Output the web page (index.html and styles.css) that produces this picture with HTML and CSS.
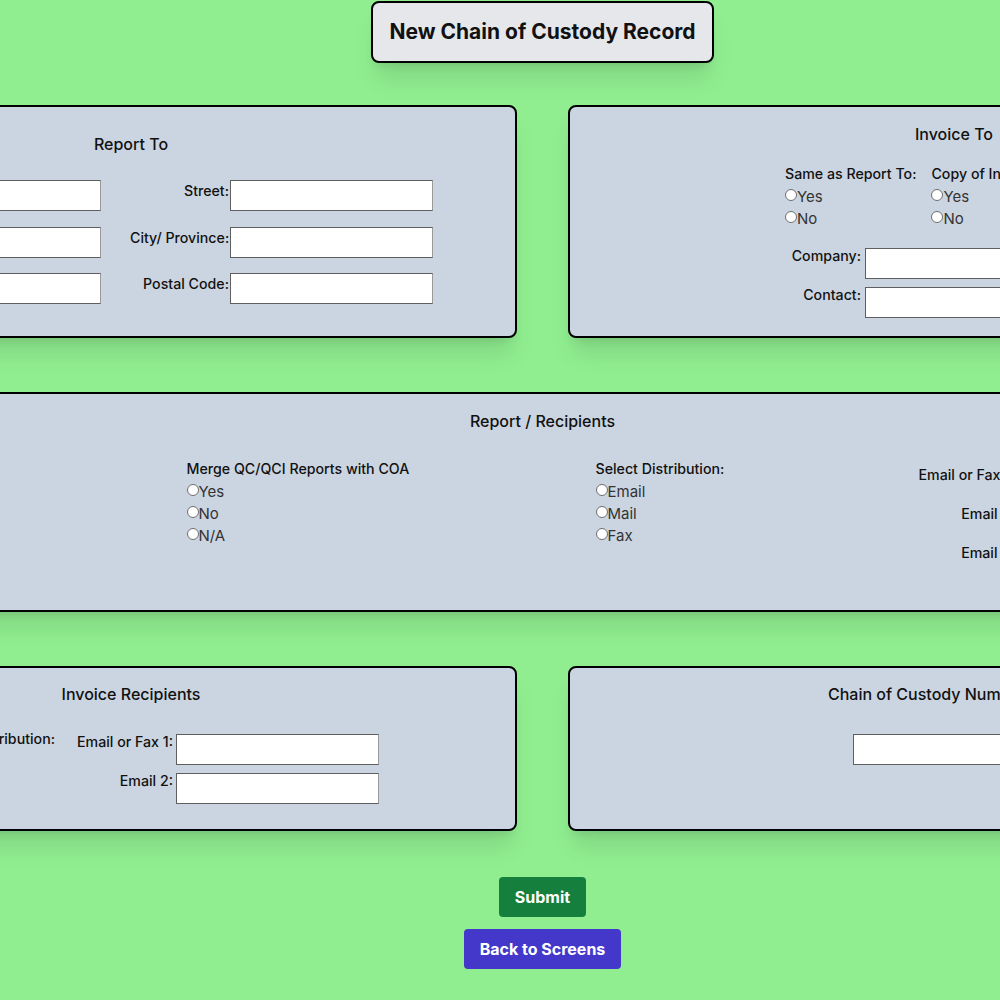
FILE: index.html
```html
<!DOCTYPE html>
<html lang="en">
<head>
<meta charset="utf-8">
<title>New Chain of Custody Record</title>
<link rel="stylesheet" href="styles.css">
</head>
<body>
<div class="page">
  <h1 class="title">New Chain of Custody Record</h1>

  <div class="row">
    <section class="card card-report">
      <h2 class="card-title">Report To</h2>
      <div class="report-fields">
        <div class="field-grid fg-a">
          <label class="lbl">Company:</label><input class="txt" type="text">
          <label class="lbl">Contact:</label><input class="txt" type="text">
          <label class="lbl">Phone:</label><input class="txt" type="text">
        </div>
        <div class="field-grid fg-b">
          <label class="lbl">Street:</label><input class="txt" type="text">
          <label class="lbl">City/ Province:</label><input class="txt" type="text">
          <label class="lbl">Postal Code:</label><input class="txt" type="text">
        </div>
      </div>
    </section>

    <section class="card card-invoice">
      <h2 class="card-title">Invoice To</h2>
      <div class="invoice-body">
        <div class="radio-row">
          <div class="radio-group">
            <span class="group-label">Same as Report To:</span>
            <label class="radio"><input type="radio" name="same">Yes</label>
            <label class="radio"><input type="radio" name="same">No</label>
          </div>
          <div class="radio-group">
            <span class="group-label">Copy of Invoice:</span>
            <label class="radio"><input type="radio" name="copy">Yes</label>
            <label class="radio"><input type="radio" name="copy">No</label>
          </div>
        </div>
        <div class="field-grid fg-inv">
          <label class="lbl">Company:</label><input class="txt" type="text">
          <label class="lbl">Contact:</label><input class="txt" type="text">
        </div>
      </div>
    </section>
  </div>

  <section class="card card-wide">
    <h2 class="card-title title-wide">Report / Recipients</h2>
    <div class="wide-body">
      <div class="radio-group">
        <span class="group-label">Report Format:</span>
        <label class="radio"><input type="radio" name="fmt">PDF</label>
        <label class="radio"><input type="radio" name="fmt">Excel</label>
        <label class="radio"><input type="radio" name="fmt">Both</label>
      </div>
      <div class="radio-group">
        <span class="group-label">Merge QC/QCI Reports with COA</span>
        <label class="radio"><input type="radio" name="merge">Yes</label>
        <label class="radio"><input type="radio" name="merge">No</label>
        <label class="radio"><input type="radio" name="merge">N/A</label>
      </div>
      <div class="radio-group">
        <span class="group-label">Select Distribution:</span>
        <label class="radio"><input type="radio" name="dist">Email</label>
        <label class="radio"><input type="radio" name="dist">Mail</label>
        <label class="radio"><input type="radio" name="dist">Fax</label>
      </div>
      <div class="field-grid fg-mail fg-wide">
        <label class="lbl">Email or Fax 1:</label><input class="txt" type="text">
        <label class="lbl">Email 2:</label><input class="txt" type="text">
        <label class="lbl">Email 3:</label><input class="txt" type="text">
      </div>
    </div>
  </section>

  <div class="row row-bottom">
    <section class="card card-invrec">
      <h2 class="card-title">Invoice Recipients</h2>
      <div class="invrec-body">
        <div class="radio-group invrec-dist">
          <span class="group-label">Select Distribution:</span>
          <label class="radio"><input type="radio" name="idist">Email</label>
          <label class="radio"><input type="radio" name="idist">Mail</label>
          <label class="radio"><input type="radio" name="idist">Fax</label>
        </div>
        <div class="field-grid fg-mail fg-invrec">
          <label class="lbl">Email or Fax 1:</label><input class="txt" type="text">
          <label class="lbl">Email 2:</label><input class="txt" type="text">
        </div>
      </div>
    </section>

    <section class="card card-coc">
      <h2 class="card-title coc-title">Chain of Custody Number</h2>
      <input class="txt coc-input" type="text">
    </section>
  </div>

  <div class="actions">
    <button class="btn btn-submit" type="button">Submit</button>
    <button class="btn btn-back" type="button">Back to Screens</button>
  </div>
</div>
</body>
</html>
```

FILE: styles.css
```css
html {
  overflow: hidden;
}

body {
  margin: 0;
  background: #90ee90;
  font-family: Inter, "Noto Sans", sans-serif;
  color: #111;
}

.page {
  width: 1085px;
  display: flex;
  flex-direction: column;
  align-items: center;
  padding-top: 1px;
}

.title {
  margin: 0 0 42px;
  padding: 15px 16px;
  border: 2px solid #000;
  border-radius: 8px;
  background: #e5e7eb;
  font-size: 21px;
  font-weight: 700;
  line-height: 28px;
  color: #111;
  white-space: nowrap;
  box-shadow: 0 20px 25px -5px rgba(0, 0, 0, 0.1), 0 8px 10px -6px rgba(0, 0, 0, 0.1);
}

.row {
  display: grid;
  grid-template-columns: 772px 772px;
  column-gap: 51px;
  flex-shrink: 0;
}

.card {
  box-sizing: border-box;
  background: #cbd5e1;
  border: 2px solid #000;
  border-radius: 8px;
  padding: 15px 20px;
  display: flex;
  flex-direction: column;
  align-items: center;
  box-shadow: 0 20px 25px -5px rgba(0, 0, 0, 0.1), 0 8px 10px -6px rgba(0, 0, 0, 0.1);
}

.card-title {
  margin: 0;
  font-size: 16px;
  font-weight: 500;
  line-height: 24px;
  color: #111;
  white-space: nowrap;
}

/* inputs */
.txt {
  box-sizing: border-box;
  width: 203px;
  height: 31px;
  margin: 0;
  padding: 0 4px;
  background: #fff;
  border: 1px solid #5f5f5f;
  border-right-color: #9a9a9a;
  border-radius: 0;
  font-family: inherit;
  font-size: 14px;
}

.field-grid {
  display: grid;
  align-items: start;
}

.lbl {
  font-size: 14.2px;
  font-weight: 500;
  text-align: right;
  line-height: 16px;
  color: #111;
  white-space: nowrap;
}

/* Report To */
.card-report {
  padding-top: 25px;
}

.report-fields {
  display: flex;
  gap: 29px;
  margin-top: 24px;
}

.fg-a {
  grid-template-columns: 68px 203px;
  column-gap: 1px;
  row-gap: 15.5px;
}

.fg-b {
  grid-template-columns: 99px 203px;
  column-gap: 1px;
  row-gap: 15.5px;
}

.fg-a .lbl,
.fg-b .lbl {
  line-height: 20px;
  padding-top: 1px;
}

/* radios */
.radio-group {
  display: flex;
  flex-direction: column;
  align-items: flex-start;
}

.group-label {
  font-size: 14.2px;
  font-weight: 500;
  line-height: 22px;
  color: #111;
  white-space: nowrap;
}

.radio {
  display: flex;
  align-items: center;
  height: 22px;
  font-size: 15px;
  color: #333;
}

.radio input {
  appearance: none;
  -webkit-appearance: none;
  box-sizing: border-box;
  width: 12px;
  height: 12px;
  margin: 0 0 2px 0;
  border: 1px solid #6e6e6e;
  border-radius: 50%;
  background: #fff;
}

/* Invoice To */
.card-invoice {
  padding-bottom: 18px;
}

.invoice-body {
  width: 338px;
  display: flex;
  flex-direction: column;
}

.radio-row {
  display: flex;
  gap: 15px;
  margin-top: 17px;
}

.fg-inv {
  margin-top: 19px;
  grid-template-columns: 76px 250px;
  column-gap: 4px;
  row-gap: 8px;
}

.fg-inv .txt {
  width: 250px;
}

/* Report / Recipients */
.card-wide {
  width: 1595px;
  flex-shrink: 0;
  margin-top: 54px;
  padding-bottom: 34px;
}

.title-wide {
  margin-bottom: 25px;
}

.wide-body {
  display: grid;
  grid-template-columns: 320px 409px 323px 300px;
  align-items: start;
}

.fg-mail {
  grid-template-columns: 96px 203px;
  column-gap: 3px;
  row-gap: 8px;
}

.fg-wide {
  margin-top: 9px;
}

/* bottom row */
.row-bottom {
  margin-top: 54px;
}

.card-invrec {
  padding-top: 14px;
  padding-bottom: 13px;
}

.invrec-body {
  display: grid;
  grid-template-columns: 172px 302px;
  column-gap: 22px;
  margin-top: 22px;
  align-items: start;
}

.invrec-dist {
  justify-self: end;
}

.fg-invrec {
  margin-top: 6px;
}

.card-coc {
  padding-top: 14px;
}

.coc-title {
  width: 252px;
  text-align: left;
}

.coc-input {
  margin-top: 28px;
}

/* buttons */
.actions {
  margin-top: 46px;
  display: flex;
  flex-direction: column;
  align-items: center;
  gap: 12px;
}

.btn {
  border: none;
  border-radius: 4px;
  padding: 8px 16px;
  font-family: inherit;
  font-size: 16px;
  font-weight: 700;
  line-height: 24px;
  color: #fff;
  cursor: pointer;
}

.btn-submit {
  background: #15803d;
}

.btn-back {
  background: #4338ca;
}
```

= = =

Your objective:
Identify and copy the lines holding the word "with".

Written response:
Output the web page (index.html and styles.css) that produces this picture with HTML and CSS.
        <span class="group-label">Merge QC/QCI Reports with COA</span>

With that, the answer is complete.